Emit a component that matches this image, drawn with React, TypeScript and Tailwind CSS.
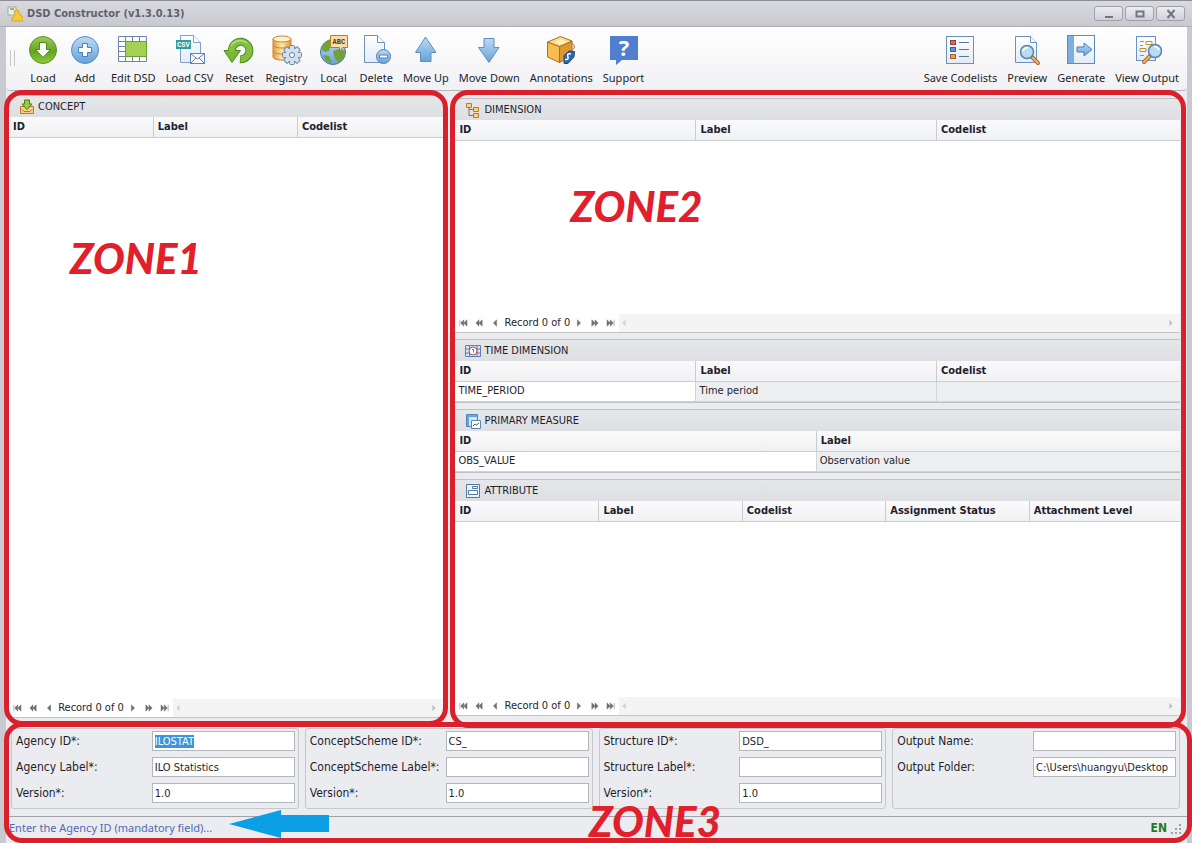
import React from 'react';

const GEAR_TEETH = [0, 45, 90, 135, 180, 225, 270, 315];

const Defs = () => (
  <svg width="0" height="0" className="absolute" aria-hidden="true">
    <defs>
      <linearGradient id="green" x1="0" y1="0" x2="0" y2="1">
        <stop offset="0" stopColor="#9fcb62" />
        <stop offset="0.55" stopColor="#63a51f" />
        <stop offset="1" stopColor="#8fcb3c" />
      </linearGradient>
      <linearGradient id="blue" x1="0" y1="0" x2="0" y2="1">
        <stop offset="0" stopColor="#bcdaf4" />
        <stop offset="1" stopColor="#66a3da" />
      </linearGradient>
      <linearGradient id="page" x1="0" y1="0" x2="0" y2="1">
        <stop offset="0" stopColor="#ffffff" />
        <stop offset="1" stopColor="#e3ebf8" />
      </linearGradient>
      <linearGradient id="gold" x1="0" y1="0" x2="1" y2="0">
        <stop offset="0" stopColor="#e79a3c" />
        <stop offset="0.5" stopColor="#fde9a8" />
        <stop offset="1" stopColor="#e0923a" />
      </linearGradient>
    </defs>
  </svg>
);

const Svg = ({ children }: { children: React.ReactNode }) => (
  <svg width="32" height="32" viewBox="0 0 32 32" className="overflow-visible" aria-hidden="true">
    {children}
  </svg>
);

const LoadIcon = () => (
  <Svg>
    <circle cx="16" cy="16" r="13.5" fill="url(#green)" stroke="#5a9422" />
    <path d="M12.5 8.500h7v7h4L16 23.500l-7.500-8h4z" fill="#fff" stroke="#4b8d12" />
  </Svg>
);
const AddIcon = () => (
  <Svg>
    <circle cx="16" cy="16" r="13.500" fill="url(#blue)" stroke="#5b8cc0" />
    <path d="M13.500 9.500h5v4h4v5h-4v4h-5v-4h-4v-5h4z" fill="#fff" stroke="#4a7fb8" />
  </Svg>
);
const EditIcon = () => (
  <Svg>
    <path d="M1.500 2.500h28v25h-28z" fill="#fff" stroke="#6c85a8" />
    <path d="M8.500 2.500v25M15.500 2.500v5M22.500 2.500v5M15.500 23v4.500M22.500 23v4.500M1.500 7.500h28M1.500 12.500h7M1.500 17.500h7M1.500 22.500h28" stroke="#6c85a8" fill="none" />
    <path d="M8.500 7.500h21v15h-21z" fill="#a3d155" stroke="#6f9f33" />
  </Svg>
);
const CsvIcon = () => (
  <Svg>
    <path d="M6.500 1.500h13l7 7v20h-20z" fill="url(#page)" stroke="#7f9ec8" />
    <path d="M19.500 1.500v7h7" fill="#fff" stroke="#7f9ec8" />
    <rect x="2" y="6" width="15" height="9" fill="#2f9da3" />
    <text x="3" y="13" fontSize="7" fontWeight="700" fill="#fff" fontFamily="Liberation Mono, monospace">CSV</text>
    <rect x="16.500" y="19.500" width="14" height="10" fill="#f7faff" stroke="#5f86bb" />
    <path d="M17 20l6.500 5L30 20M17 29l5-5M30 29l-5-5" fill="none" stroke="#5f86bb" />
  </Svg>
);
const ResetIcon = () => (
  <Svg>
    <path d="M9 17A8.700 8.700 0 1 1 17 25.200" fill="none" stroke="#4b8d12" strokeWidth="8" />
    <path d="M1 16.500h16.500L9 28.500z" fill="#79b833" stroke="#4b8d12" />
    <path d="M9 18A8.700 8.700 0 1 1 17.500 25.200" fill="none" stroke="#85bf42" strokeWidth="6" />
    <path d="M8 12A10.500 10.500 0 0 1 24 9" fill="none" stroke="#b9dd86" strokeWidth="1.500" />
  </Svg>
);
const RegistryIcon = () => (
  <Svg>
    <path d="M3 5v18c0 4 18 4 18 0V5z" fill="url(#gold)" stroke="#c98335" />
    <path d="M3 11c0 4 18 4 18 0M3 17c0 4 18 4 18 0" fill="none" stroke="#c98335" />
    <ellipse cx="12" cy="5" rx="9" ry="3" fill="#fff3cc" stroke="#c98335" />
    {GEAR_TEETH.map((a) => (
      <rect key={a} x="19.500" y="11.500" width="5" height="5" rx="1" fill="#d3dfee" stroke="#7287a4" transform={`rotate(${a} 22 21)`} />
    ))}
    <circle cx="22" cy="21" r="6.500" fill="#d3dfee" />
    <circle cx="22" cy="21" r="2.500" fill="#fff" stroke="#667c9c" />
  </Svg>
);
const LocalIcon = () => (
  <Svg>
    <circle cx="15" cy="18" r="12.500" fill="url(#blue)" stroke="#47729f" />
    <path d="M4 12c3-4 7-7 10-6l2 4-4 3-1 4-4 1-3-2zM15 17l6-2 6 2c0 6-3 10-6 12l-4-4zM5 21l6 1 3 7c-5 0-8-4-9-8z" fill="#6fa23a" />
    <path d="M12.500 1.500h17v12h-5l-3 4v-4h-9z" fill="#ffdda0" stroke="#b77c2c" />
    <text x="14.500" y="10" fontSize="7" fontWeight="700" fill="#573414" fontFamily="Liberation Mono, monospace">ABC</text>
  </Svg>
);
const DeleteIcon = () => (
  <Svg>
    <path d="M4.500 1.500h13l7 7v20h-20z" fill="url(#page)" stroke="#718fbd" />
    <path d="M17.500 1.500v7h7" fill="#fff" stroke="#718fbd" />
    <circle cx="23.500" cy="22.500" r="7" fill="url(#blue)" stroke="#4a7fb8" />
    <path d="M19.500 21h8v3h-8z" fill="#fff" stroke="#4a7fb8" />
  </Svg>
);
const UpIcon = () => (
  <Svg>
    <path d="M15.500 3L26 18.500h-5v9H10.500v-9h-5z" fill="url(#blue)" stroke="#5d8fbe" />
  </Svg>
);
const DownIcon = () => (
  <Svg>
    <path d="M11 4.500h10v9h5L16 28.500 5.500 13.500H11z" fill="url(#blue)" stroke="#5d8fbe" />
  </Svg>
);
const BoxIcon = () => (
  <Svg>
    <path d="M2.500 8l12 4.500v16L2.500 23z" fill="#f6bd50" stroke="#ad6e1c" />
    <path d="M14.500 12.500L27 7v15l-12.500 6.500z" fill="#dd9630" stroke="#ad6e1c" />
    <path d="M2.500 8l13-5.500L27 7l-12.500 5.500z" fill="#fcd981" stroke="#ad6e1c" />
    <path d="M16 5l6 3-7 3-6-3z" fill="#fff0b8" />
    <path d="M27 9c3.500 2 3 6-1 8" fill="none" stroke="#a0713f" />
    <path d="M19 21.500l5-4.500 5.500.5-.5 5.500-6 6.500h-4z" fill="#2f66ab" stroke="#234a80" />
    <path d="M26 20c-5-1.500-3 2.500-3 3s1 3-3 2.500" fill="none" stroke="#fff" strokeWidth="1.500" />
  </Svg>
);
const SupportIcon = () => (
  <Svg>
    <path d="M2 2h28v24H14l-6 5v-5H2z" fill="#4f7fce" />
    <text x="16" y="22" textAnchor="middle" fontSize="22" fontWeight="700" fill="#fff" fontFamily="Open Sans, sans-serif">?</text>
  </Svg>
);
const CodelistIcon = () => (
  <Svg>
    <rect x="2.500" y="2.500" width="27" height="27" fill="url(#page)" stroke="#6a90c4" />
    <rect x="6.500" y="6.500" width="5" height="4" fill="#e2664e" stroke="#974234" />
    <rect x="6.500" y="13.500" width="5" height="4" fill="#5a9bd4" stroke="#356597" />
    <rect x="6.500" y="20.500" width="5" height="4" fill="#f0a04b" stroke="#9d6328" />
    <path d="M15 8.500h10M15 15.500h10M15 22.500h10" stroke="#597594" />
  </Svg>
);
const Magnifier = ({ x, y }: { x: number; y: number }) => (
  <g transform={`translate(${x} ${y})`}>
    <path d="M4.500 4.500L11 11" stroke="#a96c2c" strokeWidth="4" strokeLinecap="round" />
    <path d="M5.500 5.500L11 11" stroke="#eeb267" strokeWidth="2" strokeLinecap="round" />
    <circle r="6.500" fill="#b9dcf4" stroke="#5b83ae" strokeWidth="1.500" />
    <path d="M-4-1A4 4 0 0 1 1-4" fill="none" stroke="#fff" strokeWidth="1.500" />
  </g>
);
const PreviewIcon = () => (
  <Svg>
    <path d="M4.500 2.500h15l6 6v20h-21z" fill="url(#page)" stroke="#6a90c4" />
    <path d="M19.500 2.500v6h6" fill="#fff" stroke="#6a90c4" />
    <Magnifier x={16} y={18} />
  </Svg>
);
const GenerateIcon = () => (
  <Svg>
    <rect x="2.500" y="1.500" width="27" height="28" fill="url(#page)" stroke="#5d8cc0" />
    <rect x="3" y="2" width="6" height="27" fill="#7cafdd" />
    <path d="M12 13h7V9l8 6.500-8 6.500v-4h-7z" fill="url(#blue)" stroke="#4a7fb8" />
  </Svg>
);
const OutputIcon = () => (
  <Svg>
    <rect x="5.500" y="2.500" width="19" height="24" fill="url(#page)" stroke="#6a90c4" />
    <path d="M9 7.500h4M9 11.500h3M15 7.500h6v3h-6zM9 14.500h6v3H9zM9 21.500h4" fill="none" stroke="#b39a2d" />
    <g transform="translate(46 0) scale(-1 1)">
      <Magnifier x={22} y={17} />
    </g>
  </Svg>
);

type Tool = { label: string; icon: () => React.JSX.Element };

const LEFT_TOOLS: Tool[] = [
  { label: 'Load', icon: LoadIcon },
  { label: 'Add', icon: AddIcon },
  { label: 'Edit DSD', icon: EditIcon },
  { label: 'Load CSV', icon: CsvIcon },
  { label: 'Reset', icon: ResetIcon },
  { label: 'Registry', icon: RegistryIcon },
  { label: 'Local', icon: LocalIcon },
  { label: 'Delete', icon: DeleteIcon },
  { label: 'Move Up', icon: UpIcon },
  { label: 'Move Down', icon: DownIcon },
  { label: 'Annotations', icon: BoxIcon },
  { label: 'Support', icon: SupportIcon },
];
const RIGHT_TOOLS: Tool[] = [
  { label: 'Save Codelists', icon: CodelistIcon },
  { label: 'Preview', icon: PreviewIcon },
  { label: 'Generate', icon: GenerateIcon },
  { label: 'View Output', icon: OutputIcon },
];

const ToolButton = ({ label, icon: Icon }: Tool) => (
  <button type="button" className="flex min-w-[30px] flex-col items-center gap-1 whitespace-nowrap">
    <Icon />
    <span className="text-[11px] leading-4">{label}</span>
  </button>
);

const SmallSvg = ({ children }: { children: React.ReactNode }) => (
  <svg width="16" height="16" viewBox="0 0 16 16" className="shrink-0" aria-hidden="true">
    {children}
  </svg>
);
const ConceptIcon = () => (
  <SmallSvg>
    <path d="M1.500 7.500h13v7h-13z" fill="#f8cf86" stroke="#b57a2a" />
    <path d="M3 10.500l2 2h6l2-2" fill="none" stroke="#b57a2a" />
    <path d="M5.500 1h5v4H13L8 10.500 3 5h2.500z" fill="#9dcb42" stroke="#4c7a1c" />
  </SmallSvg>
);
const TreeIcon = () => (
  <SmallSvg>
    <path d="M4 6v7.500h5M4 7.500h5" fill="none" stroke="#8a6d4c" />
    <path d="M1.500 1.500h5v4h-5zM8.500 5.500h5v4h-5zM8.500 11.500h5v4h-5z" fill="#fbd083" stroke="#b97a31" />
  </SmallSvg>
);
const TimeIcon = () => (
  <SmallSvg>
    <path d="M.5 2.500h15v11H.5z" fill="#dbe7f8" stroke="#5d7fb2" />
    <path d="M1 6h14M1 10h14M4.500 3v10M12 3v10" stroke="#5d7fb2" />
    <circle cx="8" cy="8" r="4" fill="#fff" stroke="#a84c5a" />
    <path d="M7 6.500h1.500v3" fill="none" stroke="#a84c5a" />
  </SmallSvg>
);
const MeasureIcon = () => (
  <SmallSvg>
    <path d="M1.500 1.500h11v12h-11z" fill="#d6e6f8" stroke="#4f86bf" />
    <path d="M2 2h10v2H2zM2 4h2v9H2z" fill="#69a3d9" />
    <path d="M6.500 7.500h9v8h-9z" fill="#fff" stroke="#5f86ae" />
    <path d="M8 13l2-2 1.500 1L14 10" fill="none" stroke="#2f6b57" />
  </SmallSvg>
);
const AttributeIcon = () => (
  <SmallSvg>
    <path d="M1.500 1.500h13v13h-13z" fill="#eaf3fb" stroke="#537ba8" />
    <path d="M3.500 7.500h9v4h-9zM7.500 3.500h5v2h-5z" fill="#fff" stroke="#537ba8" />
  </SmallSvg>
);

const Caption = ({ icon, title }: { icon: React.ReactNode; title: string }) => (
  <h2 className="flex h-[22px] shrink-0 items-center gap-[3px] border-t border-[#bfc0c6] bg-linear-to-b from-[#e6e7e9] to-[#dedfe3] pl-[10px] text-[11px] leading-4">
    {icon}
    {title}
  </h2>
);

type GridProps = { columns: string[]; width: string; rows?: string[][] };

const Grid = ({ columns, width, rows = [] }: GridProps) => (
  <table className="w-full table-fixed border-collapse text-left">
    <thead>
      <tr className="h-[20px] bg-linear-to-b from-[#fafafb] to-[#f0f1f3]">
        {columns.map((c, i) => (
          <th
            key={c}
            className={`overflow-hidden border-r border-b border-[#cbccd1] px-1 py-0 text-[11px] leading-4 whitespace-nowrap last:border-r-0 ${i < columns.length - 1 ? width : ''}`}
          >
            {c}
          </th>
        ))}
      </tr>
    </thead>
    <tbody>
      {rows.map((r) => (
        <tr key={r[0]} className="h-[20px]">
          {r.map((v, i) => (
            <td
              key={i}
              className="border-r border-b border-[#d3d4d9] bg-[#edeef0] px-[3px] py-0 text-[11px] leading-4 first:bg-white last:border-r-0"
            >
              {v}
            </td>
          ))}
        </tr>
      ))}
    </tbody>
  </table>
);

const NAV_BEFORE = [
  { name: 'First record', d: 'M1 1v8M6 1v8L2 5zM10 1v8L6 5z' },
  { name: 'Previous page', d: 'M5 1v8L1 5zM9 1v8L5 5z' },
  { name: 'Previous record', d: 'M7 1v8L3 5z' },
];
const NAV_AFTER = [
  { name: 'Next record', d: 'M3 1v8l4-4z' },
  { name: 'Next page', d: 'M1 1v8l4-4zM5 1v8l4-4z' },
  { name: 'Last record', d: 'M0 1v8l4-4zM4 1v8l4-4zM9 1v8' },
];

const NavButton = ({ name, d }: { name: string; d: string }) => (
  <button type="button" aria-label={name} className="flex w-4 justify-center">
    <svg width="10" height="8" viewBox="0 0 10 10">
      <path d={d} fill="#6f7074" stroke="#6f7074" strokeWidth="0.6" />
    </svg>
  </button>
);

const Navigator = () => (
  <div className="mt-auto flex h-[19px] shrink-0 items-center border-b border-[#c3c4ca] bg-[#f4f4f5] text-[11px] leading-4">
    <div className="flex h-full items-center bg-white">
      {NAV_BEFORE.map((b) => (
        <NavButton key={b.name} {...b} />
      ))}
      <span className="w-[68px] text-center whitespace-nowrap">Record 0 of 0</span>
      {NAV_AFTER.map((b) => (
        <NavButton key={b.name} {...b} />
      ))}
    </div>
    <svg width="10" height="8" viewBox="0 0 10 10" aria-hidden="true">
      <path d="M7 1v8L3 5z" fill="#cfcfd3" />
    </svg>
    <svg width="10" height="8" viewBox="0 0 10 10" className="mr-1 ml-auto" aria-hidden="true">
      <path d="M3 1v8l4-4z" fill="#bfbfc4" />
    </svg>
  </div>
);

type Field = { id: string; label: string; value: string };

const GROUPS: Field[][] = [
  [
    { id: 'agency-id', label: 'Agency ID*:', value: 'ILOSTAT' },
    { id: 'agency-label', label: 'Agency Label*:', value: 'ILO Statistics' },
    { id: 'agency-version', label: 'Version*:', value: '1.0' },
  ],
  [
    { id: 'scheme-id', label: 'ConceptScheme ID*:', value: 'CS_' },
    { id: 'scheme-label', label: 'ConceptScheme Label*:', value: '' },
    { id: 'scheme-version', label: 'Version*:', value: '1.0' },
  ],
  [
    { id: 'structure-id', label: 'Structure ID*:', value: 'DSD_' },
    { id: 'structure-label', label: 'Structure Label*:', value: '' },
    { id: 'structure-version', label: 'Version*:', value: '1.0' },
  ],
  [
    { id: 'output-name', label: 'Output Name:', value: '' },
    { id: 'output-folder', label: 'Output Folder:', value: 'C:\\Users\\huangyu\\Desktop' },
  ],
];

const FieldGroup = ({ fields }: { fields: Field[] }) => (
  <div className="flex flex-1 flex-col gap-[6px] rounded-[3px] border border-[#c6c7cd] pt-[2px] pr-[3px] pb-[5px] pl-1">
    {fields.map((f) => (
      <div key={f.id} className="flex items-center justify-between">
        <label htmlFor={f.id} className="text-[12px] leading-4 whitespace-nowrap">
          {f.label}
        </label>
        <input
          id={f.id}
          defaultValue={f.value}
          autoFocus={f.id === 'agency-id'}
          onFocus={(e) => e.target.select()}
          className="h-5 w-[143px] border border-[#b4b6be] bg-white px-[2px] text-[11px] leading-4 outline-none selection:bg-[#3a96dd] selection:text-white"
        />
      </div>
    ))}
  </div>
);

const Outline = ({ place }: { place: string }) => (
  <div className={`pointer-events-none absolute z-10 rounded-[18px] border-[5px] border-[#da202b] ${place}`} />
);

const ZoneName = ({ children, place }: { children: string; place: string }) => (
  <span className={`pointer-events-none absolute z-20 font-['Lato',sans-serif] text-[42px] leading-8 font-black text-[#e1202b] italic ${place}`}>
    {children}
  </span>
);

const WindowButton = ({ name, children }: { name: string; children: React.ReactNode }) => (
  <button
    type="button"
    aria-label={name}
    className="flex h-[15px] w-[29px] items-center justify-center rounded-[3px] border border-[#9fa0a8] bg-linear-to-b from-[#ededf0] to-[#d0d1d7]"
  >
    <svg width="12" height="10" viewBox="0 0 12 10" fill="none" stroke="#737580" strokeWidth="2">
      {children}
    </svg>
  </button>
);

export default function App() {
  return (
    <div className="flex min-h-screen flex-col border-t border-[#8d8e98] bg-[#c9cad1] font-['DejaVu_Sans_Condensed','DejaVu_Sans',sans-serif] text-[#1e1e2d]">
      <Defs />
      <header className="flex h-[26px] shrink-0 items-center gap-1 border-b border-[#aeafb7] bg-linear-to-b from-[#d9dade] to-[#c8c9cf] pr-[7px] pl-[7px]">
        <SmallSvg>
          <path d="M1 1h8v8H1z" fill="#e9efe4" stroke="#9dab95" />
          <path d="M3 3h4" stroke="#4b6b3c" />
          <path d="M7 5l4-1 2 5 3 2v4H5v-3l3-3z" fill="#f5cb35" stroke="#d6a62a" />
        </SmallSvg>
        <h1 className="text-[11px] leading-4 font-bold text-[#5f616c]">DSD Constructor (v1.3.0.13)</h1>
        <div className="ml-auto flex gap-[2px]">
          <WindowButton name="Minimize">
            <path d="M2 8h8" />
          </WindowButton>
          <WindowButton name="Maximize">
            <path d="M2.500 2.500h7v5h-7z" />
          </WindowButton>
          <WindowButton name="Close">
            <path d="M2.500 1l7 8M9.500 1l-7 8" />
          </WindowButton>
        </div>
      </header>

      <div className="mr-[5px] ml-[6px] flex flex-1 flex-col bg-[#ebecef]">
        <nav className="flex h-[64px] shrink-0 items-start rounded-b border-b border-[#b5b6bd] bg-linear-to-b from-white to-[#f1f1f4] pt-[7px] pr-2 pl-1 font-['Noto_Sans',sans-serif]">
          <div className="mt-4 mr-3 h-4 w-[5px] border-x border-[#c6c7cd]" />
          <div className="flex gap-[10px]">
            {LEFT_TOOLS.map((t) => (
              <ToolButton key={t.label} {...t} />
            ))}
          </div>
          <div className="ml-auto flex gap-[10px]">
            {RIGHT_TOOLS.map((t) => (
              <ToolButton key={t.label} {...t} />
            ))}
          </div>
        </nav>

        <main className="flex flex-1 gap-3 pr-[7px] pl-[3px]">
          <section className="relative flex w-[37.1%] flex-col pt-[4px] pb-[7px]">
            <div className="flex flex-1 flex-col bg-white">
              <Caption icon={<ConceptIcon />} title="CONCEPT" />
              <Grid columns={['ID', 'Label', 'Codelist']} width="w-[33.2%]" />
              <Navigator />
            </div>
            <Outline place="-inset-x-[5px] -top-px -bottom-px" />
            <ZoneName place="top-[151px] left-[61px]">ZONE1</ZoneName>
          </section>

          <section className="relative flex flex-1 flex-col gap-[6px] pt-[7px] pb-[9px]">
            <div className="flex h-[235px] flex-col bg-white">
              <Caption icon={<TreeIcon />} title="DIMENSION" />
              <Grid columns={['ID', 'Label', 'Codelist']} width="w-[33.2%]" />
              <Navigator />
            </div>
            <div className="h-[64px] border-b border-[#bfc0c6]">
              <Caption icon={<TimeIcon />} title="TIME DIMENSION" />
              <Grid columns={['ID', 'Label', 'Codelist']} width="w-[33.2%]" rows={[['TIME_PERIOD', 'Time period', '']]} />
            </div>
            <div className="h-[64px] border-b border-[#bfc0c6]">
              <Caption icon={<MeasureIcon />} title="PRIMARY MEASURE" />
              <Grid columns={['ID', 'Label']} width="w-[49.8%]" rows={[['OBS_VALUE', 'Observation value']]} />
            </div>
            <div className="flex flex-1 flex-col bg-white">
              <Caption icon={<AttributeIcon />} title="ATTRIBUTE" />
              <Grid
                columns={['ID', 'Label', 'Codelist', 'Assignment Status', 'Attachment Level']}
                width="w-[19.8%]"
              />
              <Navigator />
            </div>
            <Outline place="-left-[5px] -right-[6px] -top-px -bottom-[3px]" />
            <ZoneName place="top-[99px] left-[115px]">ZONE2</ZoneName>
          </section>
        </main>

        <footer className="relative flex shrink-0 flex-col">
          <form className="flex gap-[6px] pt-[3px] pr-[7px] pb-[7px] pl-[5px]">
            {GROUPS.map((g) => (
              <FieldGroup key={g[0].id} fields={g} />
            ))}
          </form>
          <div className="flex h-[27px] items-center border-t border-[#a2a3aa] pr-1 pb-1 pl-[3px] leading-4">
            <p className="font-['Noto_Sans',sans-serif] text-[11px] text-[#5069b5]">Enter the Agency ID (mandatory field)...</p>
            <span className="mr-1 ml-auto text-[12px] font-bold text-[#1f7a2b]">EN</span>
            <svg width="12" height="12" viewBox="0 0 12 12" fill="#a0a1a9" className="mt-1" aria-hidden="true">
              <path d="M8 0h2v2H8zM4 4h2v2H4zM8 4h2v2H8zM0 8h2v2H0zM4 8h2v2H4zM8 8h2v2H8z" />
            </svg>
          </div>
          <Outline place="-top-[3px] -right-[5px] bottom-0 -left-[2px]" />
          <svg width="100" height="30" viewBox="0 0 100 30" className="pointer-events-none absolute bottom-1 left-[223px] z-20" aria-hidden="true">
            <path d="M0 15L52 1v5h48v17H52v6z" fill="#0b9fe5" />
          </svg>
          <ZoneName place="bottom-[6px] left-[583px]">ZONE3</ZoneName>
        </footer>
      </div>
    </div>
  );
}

What this task involves = Emit the lines of the material exactly, from its first line to the line containing "const GEAR_TEETH = [0, 45, 90, 135, 180, 225, 270, 315];", inclusive; leave every picture out.

Full answer =
Emit a component that matches this image, drawn with React, TypeScript and Tailwind CSS.
import React from 'react';

const GEAR_TEETH = [0, 45, 90, 135, 180, 225, 270, 315];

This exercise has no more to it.